These are the key concepts you need to understand to accurately answer the question.

Uniform Distribution
In discrete mathematics, a uniform distribution means that every outcome in a given set is equally likely.
In our exercise, each ball can be placed into any of the bins with equal probability.
When we say the balls are distributed uniformly at random, it means each bin has the same chance of receiving any specific ball.
This principle is crucial for understanding why we use particular calculations for our problem.
Combinatorial Analysis
Combinatorial analysis involves figuring out the number of ways certain outcomes can occur.
In our problem, combinatorial analysis helps us determine the total number of ways balls can be distributed and the number of ways they can be distributed such that the first bin is empty.
We look at all possible distributions, \( n^m \), and the number of successful distributions where no ball goes into the first bin, \( (n-1)^m \).
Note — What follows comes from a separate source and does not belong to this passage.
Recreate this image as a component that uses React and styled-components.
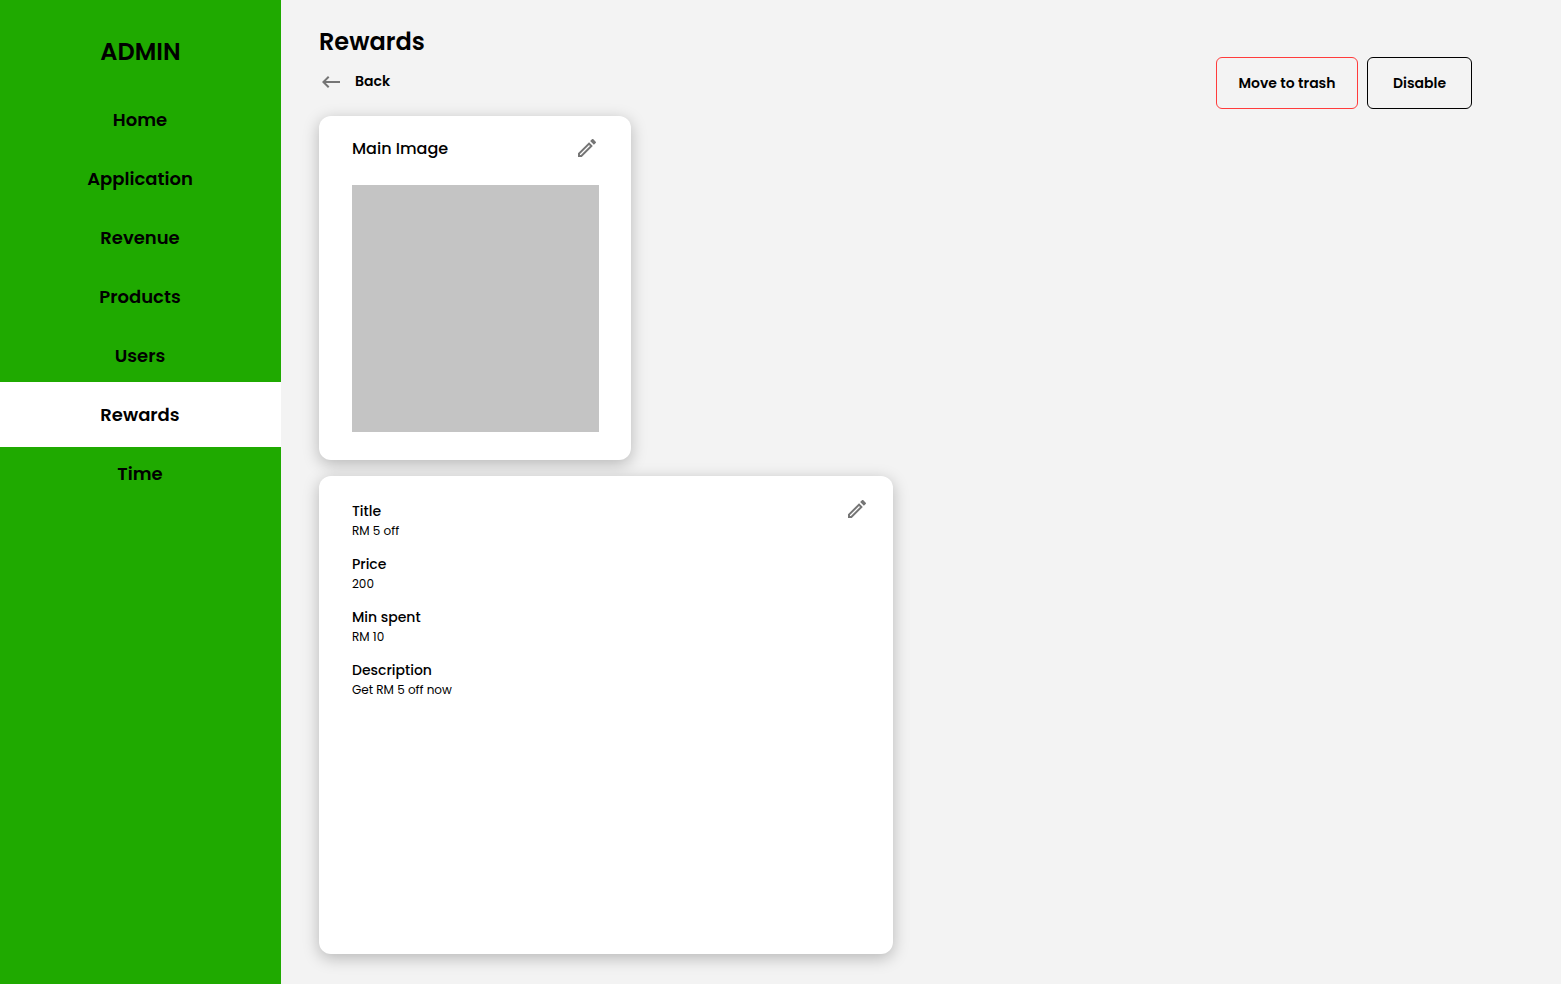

This is the essence of our favorable outcomes versus total outcomes approach.
Probability Calculation
Calculating probability is about comparing the number of favorable outcomes to the total number of possible outcomes.
For our problem, the total number of ways to distribute m balls into n bins is \( n^m \).
The number of ways to distribute m balls into the remaining \( n-1 \) bins (keeping the first bin empty) is \( (n-1)^m \).
The probability that the first bin remains empty is then the ratio of these values: \[ P(\text{first bin is empty}) = \frac{(n-1)^m}{n^m} = \left( \frac{n-1}{n} \right)^m \].
Binomial Theorem
The binomial theorem is a key concept in probability and combinatorial analysis.
It allows us to expand expressions of the form \( (a + b)^m \) and analyze different combinations of outcomes.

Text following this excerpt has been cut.